엔트로피 한계 돌파: 거절 샘플링을 활용한 MTP 기반 강화학습 훈련 가속화

초록

강화학습(RL)은 현대의 대규모 언어 모델에서 핵심 구성 요소가 되었지만, 롤아웃 단계는 여전히 RL 훈련 파이프라인에서 주요 병목 현상으로 남아 있다. 다중 토큰 예측(MTP)은 추측 디코딩을 통해 롤아웃을 가속화하는 자연스러운 해결책을 제공하지만, 많은 연구에서 RL 훈련 중 MTP 수용률이 크게 저하되어 속도 향상 성능이 제한적임을 관찰했다. 이러한 병목 현상을 해결하기 위해, 우리는 LLM 사후 훈련에서 MTP에 대한 체계적인 연구인 Bebop을 제시하고, MTP를 대규모 RL 파이프라인에 통합하기 위한 실용적인 방법론을 제공한다. 첫째, 우리는 MTP 수용률이 근본적으로 모델 엔트로피의 변동에 의해 제약되며, 이는 RL 단계에서 엔트로피 증가와 명확한 음의 선형 관계를 보임을 밝힌다. 둘째, 확률적 거절 샘플링이 탐욕적 드래프트 샘플링에 비해 RL에서 엔트로피에 의해 도입된 교란을 크게 완화함을 보인다. 나아가 기존의 MTP 훈련 목적 함수(크로스 엔트로피 또는 KL)는 이러한 설정에서 최적이 아님을 확인하고, 다단계 거절 샘플링 수용률을 직접 최적화하는 새로운 종단간 TV 손실을 제안한다. 이는 약 10%의 수용률 개선, 최대 95%의 수용률, 그리고 수학적 추론, 코드 생성, 에이전트 작업 전반에 걸쳐 최대 25%의 추가 추론 처리량 향상을 달성한다. 셋째, RL 동안 다양한 온라인 MTP 훈련 전략을 테스트하고, 종단간 TV 손실과 거절 샘플링을 사용한 사전 RL MTP 훈련이 전체 RL 과정에서 일관된 수용률과 속도 향상을 유지하여, 비용이 많이 드는 온라인 MTP 업데이트의 필요성을 제거함을 보인다. 우리의 발견을 검증하는 광범위한 실험과 분석을 제공한다. 실험 결과, 이 방법은 Qwen3.5, Qwen3.6, Qwen3.7 모델의 비동기 RL 훈련에서 최대 1.8배의 종단간 가속을 달성함을 보여준다.

English

Reinforcement learning (RL) has become a key component in modern large language models, yet the rollout stage remains the key bottleneck in RL training pipelines. Although Multi-Token Prediction (MTP) offers a natural solution to accelerate rollouts through speculative decoding, many studies have observed that MTP acceptance rates degrade significantly during RL training, leading to limited speedup performance.

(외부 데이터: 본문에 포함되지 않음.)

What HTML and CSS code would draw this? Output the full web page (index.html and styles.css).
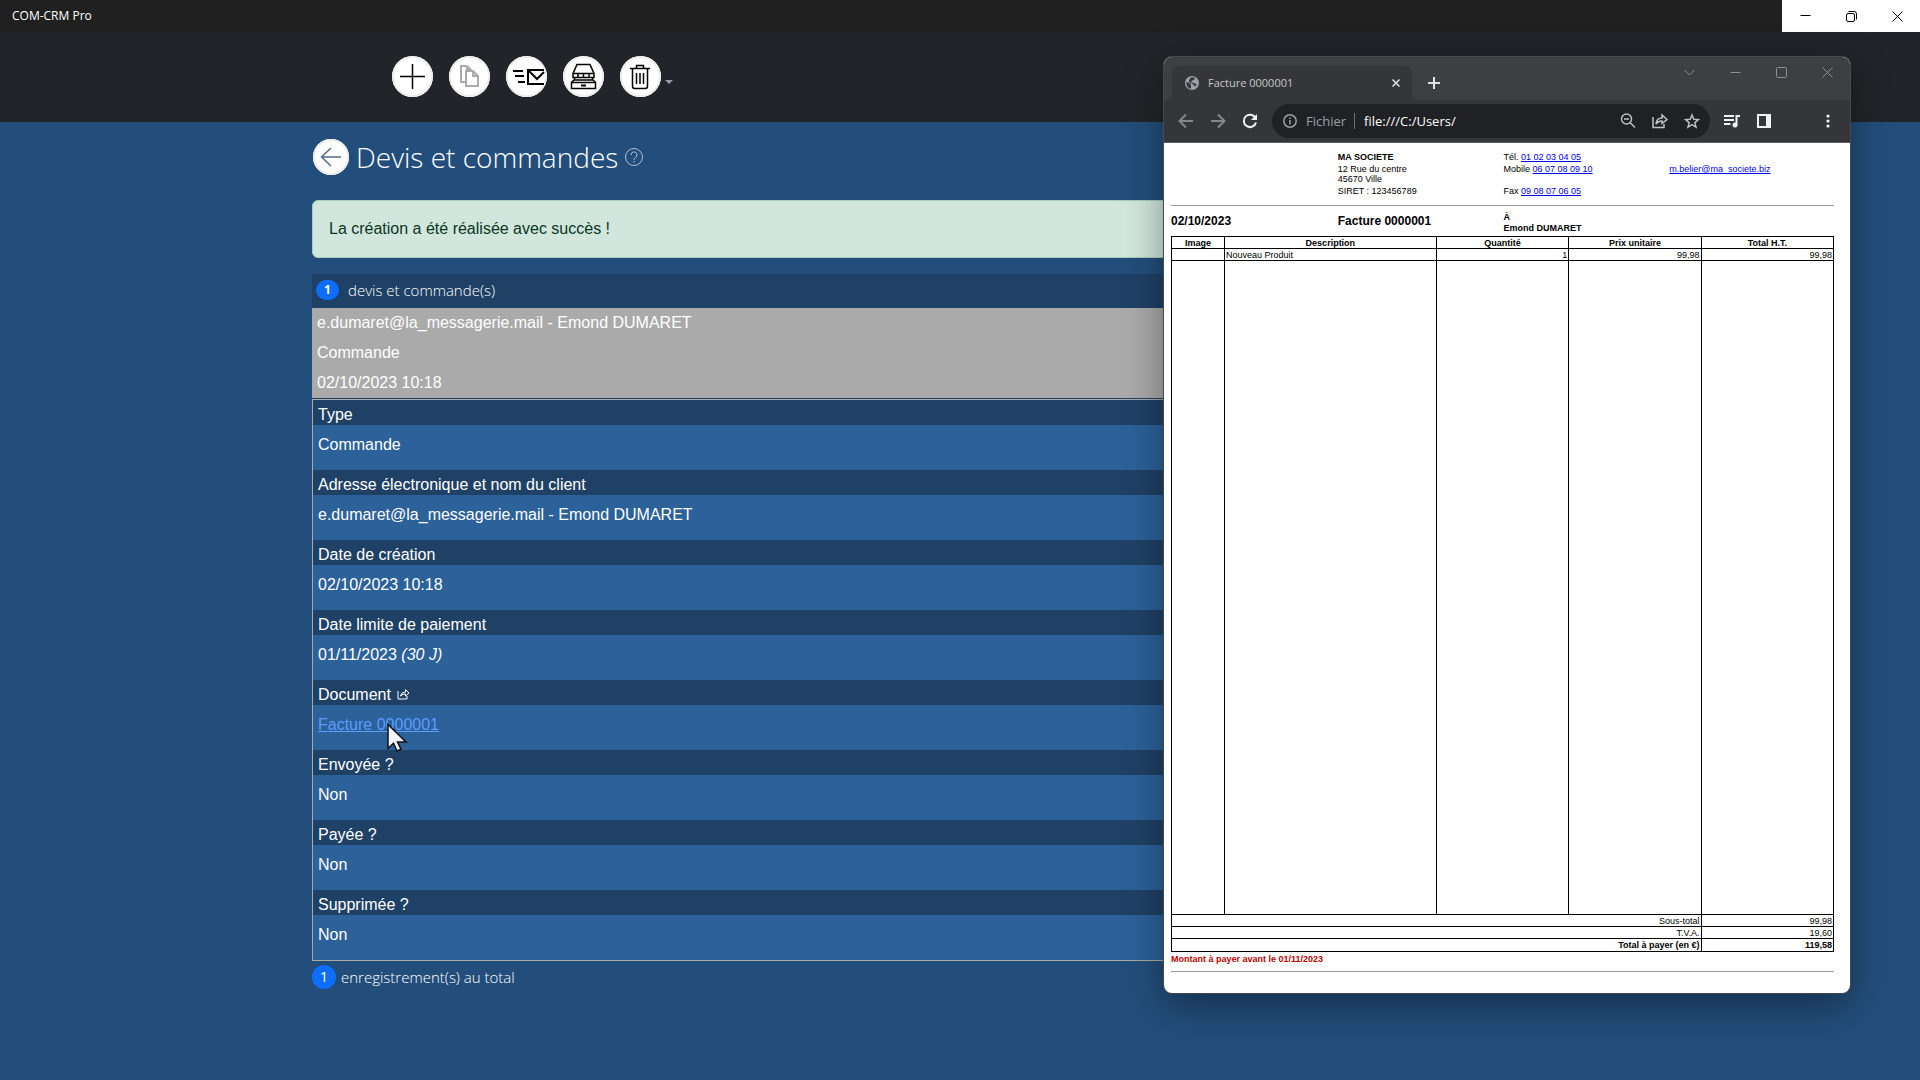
FILE: index.html
```html
<!DOCTYPE html>

<html lang="fr">
<head>
   <meta charset="utf-8">
   <meta name="viewport" content="width=device-width, initial-scale=1">

   <title>COM-CRM Pro</title>
   <link rel="stylesheet" href="styles.css">
</head>
<body>
  <div class="titlebar">
    <span class="titlebar-name">COM-CRM Pro</span>
    <div class="window-buttons window-buttons--light">
      <button type="button" aria-label="Réduire"><svg width="11" height="11" viewBox="0 0 11 11"><path d="M.5 4.5h10"/></svg></button>
      <button type="button" aria-label="Restaurer"><svg width="11" height="11" viewBox="0 0 11 11"><rect x=".5" y="2.5" width="8" height="8" rx="1.5"/><path d="M2.5.5H8A2.5 2.5 0 0 1 10.5 3v5.5"/></svg></button>
      <button type="button" aria-label="Fermer"><svg width="11" height="11" viewBox="0 0 11 11"><path d="M.5.5l10 10M10.5.5l-10 10"/></svg></button>
    </div>
  </div>

  <header class="header">
    <div class="container toolbar">
      <button type="button" class="round" aria-label="Ajouter">
        <svg width="41" height="41" viewBox="0 0 41 41"><path d="M20.5 8v25M8 20.5h25"/></svg>
      </button>
      <button type="button" class="round" aria-label="Copier" disabled>
        <svg width="41" height="41" viewBox="0 0 41 41"><path class="grey" d="M17 26h-5V10h6l4 4v1M18 10v4h4M17 15h7l5 5v10H17zM24 15v5h5"/></svg>
      </button>
      <button type="button" class="round" aria-label="Envoyer">
        <svg width="41" height="41" viewBox="0 0 41 41"><path class="thick" d="M7 15h10M9 20h9M12 26h7M38 14H22v14h16M23 15l8 8 7-7"/></svg>
      </button>
      <button type="button" class="round" aria-label="Archiver">
        <svg width="41" height="41" viewBox="0 0 41 41"><path d="M14 8.5h13l4 9v4H10v-4zM10 17.5h21M15 17.500v4M20.5 17.5v4M26 17.5v4M11.5 21.5v2l-3 3M29.5 21.5v2l3 3M11 24h19"/><rect x="8.5" y="26.5" width="24" height="6"/><path class="thick" d="M18 29.5h5"/></svg>
      </button>
      <button type="button" class="round" aria-label="Supprimer">
        <svg width="41" height="41" viewBox="0 0 41 41"><path d="M10 12.5h20M16.5 12V9.5h7V12M12.500 13v17q0 2.500 2 2.500h11q2 0 2-2.500V13M16.5 17v11M20 17v11M23.5 17v11"/></svg>
      </button>
      <button type="button" class="more" aria-label="Plus"></button>
    </div>
  </header>

  <main class="container">
    <div class="heading">
      <button type="button" class="round round--small" aria-label="Retour">
        <svg width="36" height="36" viewBox="0 0 36 36"><path class="blue" d="M28 18H9M18 9l-9.5 9 9.5 9"/></svg>
      </button>
      <h1>Devis et commandes</h1>
      <svg class="help" width="18" height="18" viewBox="0 0 18 18"><circle cx="9" cy="9" r="8.5"/><path d="M6 7a3 3 0 1 1 4.500 2.500Q9 10.300 9 12M9 13v1.500"/></svg>
    </div>

    <div class="alert" role="alert">La création a été réalisée avec succès !</div>

    <div class="count"><span class="badge">1</span> devis et commande(s)</div>

    <div class="order">
      <p>e.dumaret@la_messagerie.mail - Emond DUMARET</p>
      <p>Commande</p>
      <p>02/10/2023 10:18</p>
    </div>

    <dl class="details">
      <dt>Type</dt>
      <dd>Commande</dd>
      <dt>Adresse électronique et nom du client</dt>
      <dd>e.dumaret@la_messagerie.mail - Emond DUMARET</dd>
      <dt>Date de création</dt>
      <dd>02/10/2023 10:18</dd>
      <dt>Date limite de paiement</dt>
      <dd>01/11/2023 <em>(30 J)</em></dd>
      <dt>Document <svg class="open" width="13" height="12" viewBox="0 0 13 12"><path d="M1 3v8h9V8M3.5 8q.5-4 5-4V1.5L12 5 8.5 8V6q-3-.2-5 2z"/></svg></dt>
      <dd>
        <a href="#facture">Facture 0000001</a>
        <svg class="pointer" width="21" height="30" viewBox="0 0 21 30"><path d="M1 1.5v24l5.5-5.2 3.5 7.700 4-1.800-3.500-7.200H19z"/></svg>
      </dd>
      <dt>Envoyée ?</dt>
      <dd>Non</dd>
      <dt>Payée ?</dt>
      <dd>Non</dd>
      <dt>Supprimée ?</dt>
      <dd>Non</dd>
    </dl>

    <div class="total"><span class="badge badge--round">1</span> enregistrement(s) au total</div>
  </main>

  <!-- Browser window with the invoice -->
  <section class="browser">
    <div class="tabs">
      <div class="tab">
        <svg width="14" height="14" viewBox="0 0 14 14"><circle cx="7" cy="7" r="7" fill="#9aa0a6"/><path fill="#35363a" d="M1.5 6l3 1L6 9v3.800Q2 12 1.500 8zM6 1.500h4L9 4l-2 .5-1 2 3 .5 2.500 1.500L11 10l-2-.3L8 8 4.500 6.500 4 4z"/></svg>
        <span>Facture 0000001</span>
        <button type="button" aria-label="Fermer l'onglet"><svg width="8" height="8" viewBox="0 0 8 8"><path d="M.5.5l7 7M7.5.5l-7 7"/></svg></button>
      </div>
      <button type="button" class="new-tab" aria-label="Nouvel onglet"><svg width="12" height="12" viewBox="0 0 12 12"><path d="M6 0v12M0 6h12"/></svg></button>
      <div class="window-buttons">
        <button type="button" aria-label="Rechercher"><svg width="11" height="11" viewBox="0 0 11 11"><path d="M.5 3l5 5 5-5"/></svg></button>
        <button type="button" aria-label="Réduire"><svg width="11" height="11" viewBox="0 0 11 11"><path d="M.5 5.5h10"/></svg></button>
        <button type="button" aria-label="Agrandir"><svg width="11" height="11" viewBox="0 0 11 11"><rect x=".5" y=".5" width="10" height="10" rx="1"/></svg></button>
        <button type="button" aria-label="Fermer"><svg width="11" height="11" viewBox="0 0 11 11"><path d="M.5.5l10 10M10.5.5l-10 10"/></svg></button>
      </div>
    </div>

    <div class="bar">
      <button type="button" class="icon icon--dim" aria-label="Précédent"><svg width="16" height="16" viewBox="0 0 16 16"><path d="M15 8H2M8 1.5L1.500 8 8 14.500"/></svg></button>
      <button type="button" class="icon icon--dim" aria-label="Suivant"><svg width="16" height="16" viewBox="0 0 16 16"><path d="M1 8h13M8 1.5L14.500 8 8 14.500"/></svg></button>
      <button type="button" class="icon icon--bright" aria-label="Actualiser"><svg width="16" height="16" viewBox="0 0 16 16"><path d="M13.5 5A6.200 6.200 0 1 0 14 9.500"/><path class="solid" d="M15 1v6H9z"/></svg></button>
      <div class="address">
        <svg class="info" width="14" height="14" viewBox="0 0 14 14"><circle cx="7" cy="7" r="6.2"/><path d="M7 6v4.500M7 3.500V5"/></svg>
        <label class="scheme" for="url">Fichier</label>
        <input type="text" id="url" value="file:///C:/Users/">
        <button type="button" class="icon" aria-label="Zoom"><svg class="thin" width="16" height="16" viewBox="0 0 16 16"><circle cx="6.5" cy="6" r="5"/><path d="M10 9.5l5 5M4 6h5"/></svg></button>
        <button type="button" class="icon" aria-label="Partager"><svg class="thin" width="16" height="16" viewBox="0 0 16 16"><path d="M1 4v10.500h11V11M4 11q.5-6 6-6V2l5 4.500-5 4V8q-4 0-6 3z"/></svg></button>
        <button type="button" class="icon" aria-label="Favoris"><svg class="thin" width="16" height="16" viewBox="0 0 16 16"><path d="M8 2l1.800 4.200 4.600.4-3.500 3 1.100 4.500L8 11.700l-4 2.400 1.100-4.500-3.500-3 4.600-.4z"/></svg></button>
      </div>
      <button type="button" class="icon icon--bright" aria-label="Médias"><svg width="16" height="16" viewBox="0 0 16 16"><path d="M0 3h10M0 7h10M0 11h6.500M12.500 12V3H16"/><circle class="solid" cx="11" cy="12" r="2.5"/></svg></button>
      <button type="button" class="icon icon--bright" aria-label="Panneau latéral"><svg width="14" height="14" viewBox="0 0 14 14"><path class="solid" fill-rule="evenodd" d="M0 0h14v14H0zM2 2v10h7V2z"/></svg></button>
      <button type="button" class="icon icon--bright icon--menu" aria-label="Menu"><svg width="4" height="14" viewBox="0 0 4 14"><circle class="solid" cx="2" cy="2" r="1.6"/><circle class="solid" cx="2" cy="7" r="1.6"/><circle class="solid" cx="2" cy="12" r="1.6"/></svg></button>
    </div>

    <article class="invoice" id="facture">
      <div class="invoice-head">
        <strong class="col-2">MA SOCIETE</strong>
        <span>Tél. <a href="tel:0102030405">01 02 03 04 05</a></span>
        <span class="col-2">12 Rue du centre<br>45670 Ville</span>
        <span>Mobile <a href="tel:0607080910">06 07 08 09 10</a></span>
        <a href="mailto:m.belier@ma_societe.biz">m.belier@ma_societe.biz</a>
        <span class="col-2">SIRET : 123456789</span>
        <span>Fax <a href="tel:0908070605">09 08 07 06 05</a></span>
      </div>

      <div class="invoice-title">
        <h2>02/10/2023</h2>
        <h2>Facture 0000001</h2>
        <strong>À<br>Emond DUMARET</strong>
      </div>

      <table class="lines">
        <thead>
          <tr>
            <th class="w-image">Image</th>
            <th class="w-description">Description</th>
            <th>Quantité</th>
            <th>Prix unitaire</th>
            <th>Total H.T.</th>
          </tr>
        </thead>
        <tbody>
          <tr>
            <td></td>
            <td class="text">Nouveau Produit</td>
            <td>1</td>
            <td>99,98</td>
            <td>99,98</td>
          </tr>
          <tr class="filler"><td></td><td></td><td></td><td></td><td></td></tr>
        </tbody>
        <tfoot>
          <tr><td colspan="4">Sous-total</td><td>99,98</td></tr>
          <tr><td colspan="4">T.V.A.</td><td>19,60</td></tr>
          <tr class="due"><td colspan="4">Total à payer (en €)</td><td>119,58</td></tr>
        </tfoot>
      </table>

      <p class="deadline">Montant à payer avant le 01/11/2023</p>
    </article>
  </section>
</body>
</html>
```

FILE: styles.css
```css
*, *::before, *::after {
   box-sizing: border-box;
}
body {
   margin: 0;
   min-height: 100vh;
   background: #234e7b;
   color: #fff;
   font: 16px/24px "Liberation Sans", Arial, sans-serif;
}
h1, h2, p, dl, dd {
   margin: 0;
}
button {
   display: flex;
   align-items: center;
   justify-content: center;
   padding: 0;
   border: 0;
   background: none;
   color: inherit;
   font: inherit;
}
svg {
   flex: none;
   fill: none;
   stroke: currentColor;
}
.container {
   width: 100%;
   max-width: 1320px;
   margin: 0 auto;
   padding: 0 12px;
}

/* Title bar */
.titlebar {
   display: flex;
   align-items: center;
   justify-content: space-between;
   height: 32px;
   padding-left: 12px;
   background: #202020;
}
.titlebar-name {
   font: 12px/16px "Open Sans", sans-serif;
}
.window-buttons {
   display: flex;
   color: #8d9092;
}
.window-buttons button {
   width: 46px;
   height: 31px;
}
.window-buttons--light {
   background: #fff;
   color: #000;
}
.window-buttons--light button {
   height: 32px;
}

/* Toolbar */
.header {
   background: #212529;
}
.toolbar {
   display: flex;
   align-items: center;
   gap: 16px;
   height: 90px;
   padding-bottom: 2px;
   padding-left: 92px;
}
.round {
   width: 41px;
   height: 41px;
   border-radius: 50%;
   background: #fff;
   box-shadow: inset 0 0 0 2px #eee;
   color: #000;
}
.round svg {
   stroke-width: 1.5;
}
.round .thick {
   stroke-width: 2;
}
.round .grey {
   stroke: #aaa;
   stroke-width: 2;
}
.round .blue {
   stroke: #56698c;
}
.round--small {
   width: 36px;
   height: 36px;
}
.more {
   margin: 12px 0 0 -12px;
   border: 4px solid transparent;
   border-top-color: #9a9da0;
   border-bottom: 0;
}

/* Page */
.heading {
   display: flex;
   align-items: center;
   gap: 7px;
   padding: 16px 1px 24px;
}
h1 {
   font: 300 28px/38px "Open Sans", sans-serif;
}
.help {
   color: #b4c0cf;
}
.alert {
   padding: 16px;
   border: 1px solid #a3cfbb;
   border-radius: 6px;
   background: #d1e7dd;
   color: #0a3622;
}
.count {
   display: flex;
   align-items: center;
   gap: 9px;
   height: 34px;
   margin-top: 16px;
   padding: 0 4px 2px;
   background: #1f4166;
   font: 300 15px/24px "Open Sans", sans-serif;
}
.badge {
   width: 23px;
   border-radius: 10px;
   background: #0d6efd;
   font: bold 12px/20px "Open Sans", sans-serif;
   text-align: center;
}
.badge--round {
   width: 24px;
   border-radius: 50%;
   font: 14px/24px "Open Sans", sans-serif;
}
.order {
   border-bottom: 1px solid #1f4166;
   background: #aaa;
}
.order p {
   padding: 3px 5px;
}
.details {
   border: 1px solid #aaa;
   background: #2c6199;
}
.details dt {
   height: 25px;
   padding: 3px 5px 0;
   background: #1f4166;
}
.details dd {
   position: relative;
   height: 45px;
   padding: 8px 5px 0;
}
.details a {
   color: #5c9dff;
}
.open {
   margin-left: 2px;
}
.pointer {
   position: absolute;
   top: 18px;
   left: 74px;
   fill: #f3f5fa;
   stroke: #111;
   stroke-width: 1.5;
}
.total {
   display: flex;
   align-items: center;
   gap: 5px;
   margin-top: 4px;
   font: 300 15px/24px "Open Sans", sans-serif;
}

/* Browser window */
.browser {
   position: absolute;
   top: 57px;
   right: 70px;
   width: 686px;
   overflow: hidden;
   border-radius: 8px;
   background: #fff;
   color: #000;
   box-shadow: 0 0 0 1px #45494d, 0 12px 40px rgba(0,0,0,0.4);
}
.tabs {
   display: flex;
   align-items: flex-end;
   height: 43px;
   padding-left: 8px;
   background: #3c4043;
   color: #dee1e6;
}
.tab {
   position: relative;
   display: flex;
   align-items: center;
   gap: 9px;
   width: 240px;
   height: 34px;
   padding: 0 8px 0 13px;
   border-radius: 8px 8px 0 0;
   background: #35363a;
   font: 11px/16px "Open Sans", sans-serif;
}
.tab::before, .tab::after {
   content: "";
   position: absolute;
   bottom: 0;
   left: -8px;
   width: 8px;
   height: 8px;
   background: radial-gradient(circle at 0 0, transparent 8px, #35363a 8px);
}
.tab::after {
   left: 100%;
   background: radial-gradient(circle at 100% 0, transparent 8px, #35363a 8px);
}
.tab > svg {
   stroke: none;
}
.tab span {
   flex: 1;
   color: #c5c8cc;
}
.tab button {
   width: 16px;
   height: 16px;
}
.tab button svg {
   stroke-width: 1.5;
}
.new-tab {
   width: 28px;
   height: 34px;
   margin-left: 8px;
}
.new-tab svg {
   stroke-width: 2;
}
.tabs .window-buttons {
   align-self: flex-start;
   margin-left: auto;
}
.bar {
   display: flex;
   align-items: center;
   height: 43px;
   padding: 0 6px;
   border-bottom: 1px solid #5b5c5f;
   background: #35363a;
}
.icon {
   flex: none;
   width: 32px;
   height: 32px;
   color: #bdc1c6;
}
.icon svg {
   stroke-width: 2;
}
.icon .thin {
   stroke-width: 1.5;
}
.icon .solid {
   fill: currentColor;
   stroke: none;
}
.icon--dim {
   color: #85878a;
}
.icon--bright {
   color: #f1f3f4;
}
.icon--menu {
   margin-left: auto;
}
.address {
   display: flex;
   align-items: center;
   width: 438px;
   height: 34px;
   margin: 0 6px;
   padding: 0 2px 0 11px;
   border-radius: 17px;
   background: #202124;
   font: 13px/20px "Open Sans", sans-serif;
}
.info {
   margin-right: 9px;
   color: #9aa0a6;
   stroke-width: 1.5;
}
.scheme {
   padding-right: 8px;
   border-right: 1px solid #6b6e72;
   color: #9aa0a6;
   line-height: 16px;
}
.address input {
   flex: 1;
   min-width: 0;
   padding: 0 0 0 9px;
   border: 0;
   background: none;
   color: #fff;
   font: inherit;
}

/* Invoice */
.invoice {
   padding: 8px 16px 21px 7px;
   font-size: 9px;
   line-height: 10px;
}
.invoice a {
   color: #00e;
}
.invoice-head, .invoice-title {
   display: grid;
   grid-template-columns: repeat(4, 1fr);
}
.invoice-head {
   padding-bottom: 8px;
   border-bottom: 1px solid #999;
}
.invoice-head > * {
   padding: 1px;
}
.col-2 {
   grid-column: 2;
}
.invoice-title {
   align-items: center;
   height: 30px;
   line-height: 11px;
}
.invoice-title strong {
   padding: 3px 1px 0;
}
h2 {
   font: bold 12px/16px "Liberation Sans", Arial, sans-serif;
}
h2 + h2 {
   padding-left: 1px;
}
.lines {
   width: 100%;
   table-layout: fixed;
   border-collapse: collapse;
}
.lines th, .lines td {
   height: 12px;
   padding: 0 1px;
   border: 1px solid #000;
   text-align: right;
}
.lines th {
   text-align: center;
}
.lines .text {
   text-align: left;
}
.w-image {
   width: 8%;
}
.w-description {
   width: 32%;
}
.lines .filler td {
   height: 654px;
}
.lines .due td {
   height: 13px;
   font-weight: bold;
}
.deadline {
   padding: 2px 0 7px;
   border-bottom: 1px solid #999;
   color: #c00000;
   font-weight: bold;
}
```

To address this bottleneck, we present Bebop, a systematic study of MTP in LLM post-training, and offer practical recipes to integrate MTP into large-scale RL pipelines. First, we reveal that the MTP acceptance rate is fundamentally bounded by the fluctuation of model entropy, which demonstrates a clear negative linear relationship with the rise of entropy in the RL stage. Second, we show that probabilistic rejection sampling largely alleviates the disturbance introduced by entropy in RL compared to greedy draft sampling. We further identify that the conventional MTP training objectives (cross-entropy or KL) are suboptimal in such settings, and therefore we propose a novel end-to-end TV loss that directly optimizes multi-step rejection sampling acceptance rate, yielding ~10% acceptance rate improvements, achieving up to 95% acceptance rates and up to 25% extra inference throughput gains across mathematical reasoning, code generation, and agentic tasks. Third, we test various online MTP training strategies during RL and show that pre-RL MTP training with e2e TV loss and rejection sampling achieves a consistent acceptance rate and speedup throughout the entire RL, eliminating the need for costly online MTP updating. We provide extensive experiments and analysis that validate our findings. Experimental results show our method achieves up to 1.8x end-to-end acceleration in async RL training of Qwen3.5, Qwen3.6, and Qwen3.7 models.